The recipients of the letters, dispatched in July and August, have a different view: They say it was like Roger Clemens firing fastballs at kids from the Harlem Little League team.
Ray Kerby of www.astrosdaily.com said Major League Baseball Properties was upset by a display of vintage Astros logos in a history section of the site. He first decided to fold his site, but a flood of supportive phone calls changed his mind.
A deal was cut, although Kerby wasn't appeased.
"At a time when Major League Baseball needs to be reaching out to their fans, they don't even know what their attorneys are doing to undermine that," Kerby said.

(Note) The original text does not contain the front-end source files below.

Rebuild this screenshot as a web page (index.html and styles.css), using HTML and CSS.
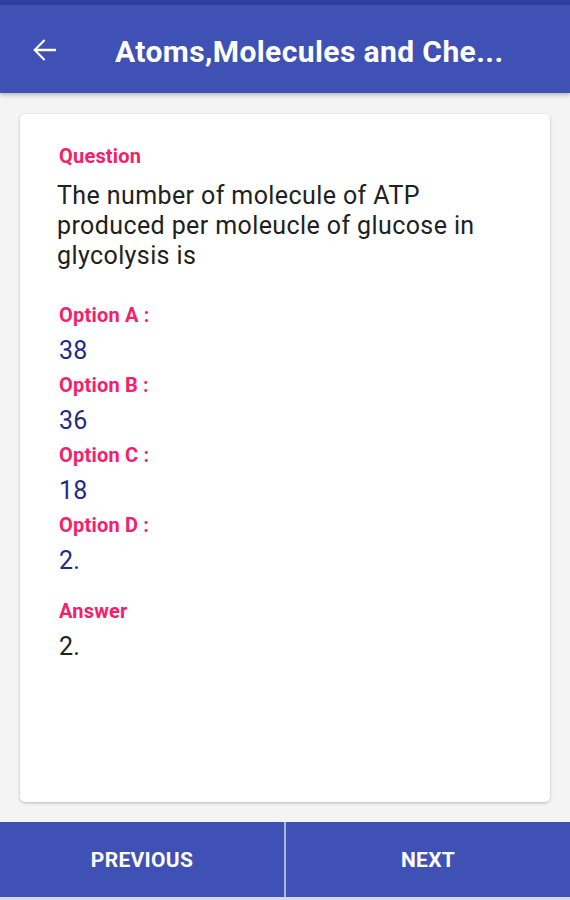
FILE: index.html
```html
<!DOCTYPE html>
<html lang="en">
<head>
    <meta charset="UTF-8">
    <meta name="viewport" content="width=device-width, initial-scale=1.0">
    <title>Atoms,Molecules and Chemical Arithmetic</title>
    <link rel="stylesheet" href="styles.css">
</head>
<body>
    <div class="status-bar"></div>
    <header class="app-bar">
        <span class="back">
            <svg viewBox="0 0 24 24" width="36" height="36"><path d="M20 11.2H7.6l5.3-5.3-1-1L4.8 12l7.1 7.1 1-1-5.3-5.3H20z" fill="#fff"/></svg>
        </span>
        <h1 class="title">Atoms,Molecules and Che...</h1>
    </header>

    <main class="content">
        <div class="card">
            <div class="label">Question</div>
            <p class="question">The number of molecule of ATP produced per moleucle of glucose in glycolysis is</p>

            <div class="options">
                <div class="label">Option A :</div>
                <div class="value">38</div>
                <div class="label">Option B :</div>
                <div class="value">36</div>
                <div class="label">Option C :</div>
                <div class="value">18</div>
                <div class="label">Option D :</div>
                <div class="value">2.</div>
            </div>

            <div class="label answer-label">Answer</div>
            <div class="value answer">2.</div>
        </div>
    </main>

    <footer class="nav">
        <button>PREVIOUS</button>
        <button>NEXT</button>
    </footer>
    <div class="nav-strip"></div>
</body>
</html>
```

FILE: styles.css
```css
body {
    margin: 0;
    padding: 0;
    font-family: Roboto, 'Liberation Sans', sans-serif;
    background-color: #f4f4f4;
    height: 100vh;
    display: flex;
    flex-direction: column;
}
.status-bar {
    height: 5px;
    background-color: #303f9f;
}
.app-bar {
    height: 88px;
    background-color: #3f51b5;
    display: flex;
    align-items: center;
    box-shadow: 0 2px 4px rgba(0, 0, 0, 0.25);
    position: relative;
    z-index: 1;
}
.back {
    display: flex;
    margin-left: 26px;
    margin-top: 2px;
}
.title {
    margin: 4px 0 0 53px;
    color: #fff;
    font-size: 30px;
    font-weight: 700;
    letter-spacing: 0.4px;
    white-space: nowrap;
}
.content {
    flex: 1;
    display: flex;
    padding: 21px 20px 20px;
}
.card {
    flex: 1;
    background-color: #fff;
    border-radius: 5px;
    box-shadow: 0 1px 3px rgba(0, 0, 0, 0.25);
    padding: 25px 52px 0 39px;
}
.label {
    color: #f5206a;
    font-size: 20px;
    font-weight: 700;
    letter-spacing: 0.2px;
    line-height: 35px;
}
.question {
    margin: 7px 0 0 -2px;
    color: #212121;
    font-size: 25px;
    letter-spacing: 0.4px;
    line-height: 30px;
}
.options {
    margin-top: 27px;
}
.value {
    color: #1f2a8c;
    font-size: 25px;
    line-height: 35px;
    letter-spacing: 0.3px;
}
.answer-label {
    margin-top: 16px;
}
.answer {
    color: #222;
}
.nav {
    height: 75px;
    display: grid;
    grid-template-columns: 284px 1fr;
    gap: 2px;
    background-color: #aeb5dc;
}
.nav button {
    border: none;
    background-color: #3f51b5;
    color: #fff;
    font-family: Roboto, 'Liberation Sans', sans-serif;
    font-size: 21px;
    font-weight: 700;
    letter-spacing: 0.3px;
    padding: 0;
}
.nav-strip {
    height: 3px;
    background-color: #d6d8e4;
}
```
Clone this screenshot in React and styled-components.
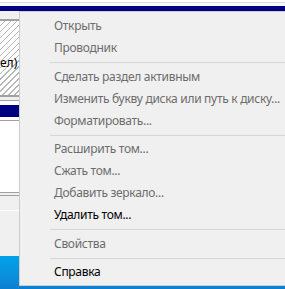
import React from "react";
import styled, { createGlobalStyle } from "styled-components";

const Global = createGlobalStyle`
  html, body { margin: 0; padding: 0; }
  body { width: 285px; height: 289px; overflow: hidden; background: #f0f0f0; }
`;

const Page = styled.div`
  position: relative;
  width: 285px;
  height: 289px;
  overflow: hidden;
  display: flex;
  flex-direction: column;
  font-family: "Noto Sans", "Open Sans", sans-serif;
`;

const Band = styled.div`
  flex: 0 0 ${(p) => p.$h}px;
  background: ${(p) => p.$bg};
`;

const Hatched = styled.div`
  flex: 0 0 74px;
  background-color: #fff;
  background-image: repeating-linear-gradient(
    135deg,
    transparent 0px,
    transparent 3.2px,
    #b8b8b8 3.2px,
    #b8b8b8 4.2px
  );
  display: flex;
  align-items: flex-start;
`;

const CutLabel = styled.span`
  margin-top: 34px;
  white-space: nowrap;
  font-size: 12px;
  line-height: 16px;
  color: #000;
`;

const Desktop = styled.div`
  flex: 1 1 auto;
  background: linear-gradient(180deg, #00a3ea 0%, #0a8fdc 60%, #0a7fcf 100%);
`;

const Menu = styled.div`
  position: absolute;
  left: 19px;
  top: 11px;
  right: -20px;
  bottom: 3px;
  background: #f0f0f0;
  border: 1px solid #cccccc;
  padding: 2px 0 3px;
  display: flex;
  flex-direction: column;
  font-family: "Noto Sans", "Open Sans", sans-serif;
  font-size: 12px;
  letter-spacing: -0.3px;
`;

const Item = styled.div`
  height: 22px;
  box-sizing: border-box;
  padding-top: 1px;
  line-height: 21px;
  padding-left: 34px;
  white-space: nowrap;
  color: ${(p) => (p.$enabled ? "#000000" : "#6d6d6d")};
`;

const Separator = styled.div`
  height: 7px;
  margin-left: 30px;
  box-sizing: border-box;
  padding-top: 4px;
  &::before {
    content: "";
    display: block;
    height: 1px;
    background: #d7d7d7;
  }
`;

const groups = [
  [["Открыть"], ["Проводник"]],
  [
    ["Сделать раздел активным"],
    ["Изменить букву диска или путь к диску..."],
    ["Форматировать..."],
  ],
  [
    ["Расширить том..."],
    ["Сжать том..."],
    ["Добавить зеркало..."],
    ["Удалить том...", true],
  ],
  [["Свойства"]],
  [["Справка", true]],
];

export default function App() {
  return (
    <>
      <Global />
      <Page>
        <Band $h={2} $bg="#ffffff" />
        <Band $h={1} $bg="#d9d9d9" />
        <Band $h={3} $bg="#f7f7f7" />
        <Band $h={5} $bg="#000080" />
        <Band $h={8} $bg="#f0f0f0" />
        <Band $h={2} $bg="#a0a0a0" />
        <Hatched>
          <CutLabel>ел)</CutLabel>
        </Hatched>
        <Band $h={2} $bg="#a0a0a0" />
        <Band $h={3} $bg="#f0f0f0" />
        <Band $h={1} $bg="#a0a0a0" />
        <Band $h={4} $bg="#ffffff" />
        <Band $h={12} $bg="#000080" />
        <Band $h={3} $bg="#ffffff" />
        <Band $h={1} $bg="#a0a0a0" />
        <Band $h={71} $bg="#ffffff" />
        <Band $h={1} $bg="#a0a0a0" />
        <Band $h={2} $bg="#f0f0f0" />
        <Band $h={1} $bg="#a0a0a0" />
        <Band $h={14} $bg="#f0f0f0" />
        <Band $h={1} $bg="#ffffff" />
        <Band $h={45} $bg="#f0f0f0" />
        <Desktop />
        <Menu>
          {groups.map((g, gi) => (
            <React.Fragment key={gi}>
              {gi > 0 && <Separator />}
              {g.map(([label, enabled]) => (
                <Item key={label} $enabled={enabled}>
                  {label}
                </Item>
              ))}
            </React.Fragment>
          ))}
        </Menu>
      </Page>
    </>
  );
}
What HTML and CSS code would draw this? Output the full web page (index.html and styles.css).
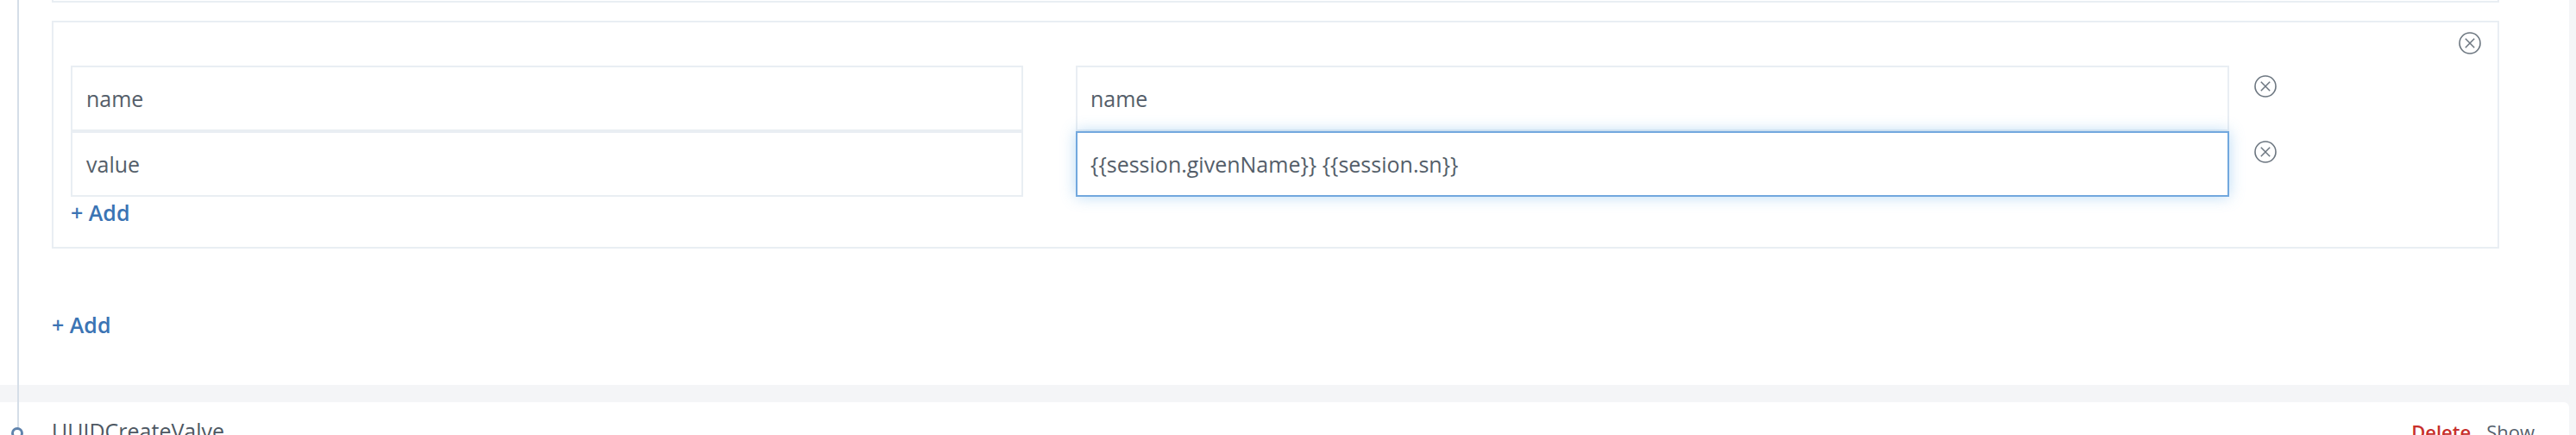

Hoch said his popular site would still be alive if it weren't for the letter he received.
Andelman, who opened his Devil Rays site before the 2001 season, was admonished because his site (www.emailtherays.com) did not fulfill its tongue-in-cheek promise to forward fans' e-mails to the team management and players.
At issue are trademarks and copyrights. Major League Baseball Properties says it simply is protecting itself from exploitation, but the fans think baseball went too far.
Although Frasch sells advertising on his site, he said it's not enough to cover the cost of operating the site. And Hoch said he sold just $16 worth of merchandise on metsonline.net -- including $12 spent by his girlfriend.
Both cases miss the point, Orlinsky said.
"The defense of 'our site did not turn a profit' does not address the issue of commercialization," he said. "We're not sending letters out willy-nilly."
The Web site policy varies from sport to sport. The NFL takes a less aggressive approach.
"To the extent that it's purely a non-commercial site devoted to commentary about the team, we're supportive and happy that fans are excited about our sport," says Paula Guibault, NFL senior counsel. "It's not an issue for us."
Eric Kennedy, who debuted his New York Giants fan site in 1995, said he's had no problems.
Frasch, whose site draws roughly 35,000 hits a day, still hopes to work out a deal with baseball to keep his site. Major league baseball is insisting he surrender his domain name (www.bronx-bombers.com), perhaps for something like bronxbaseball.com.
"I don't know," Frasch says of the proposed change. "What is this, the Rolando Paulino Little League?"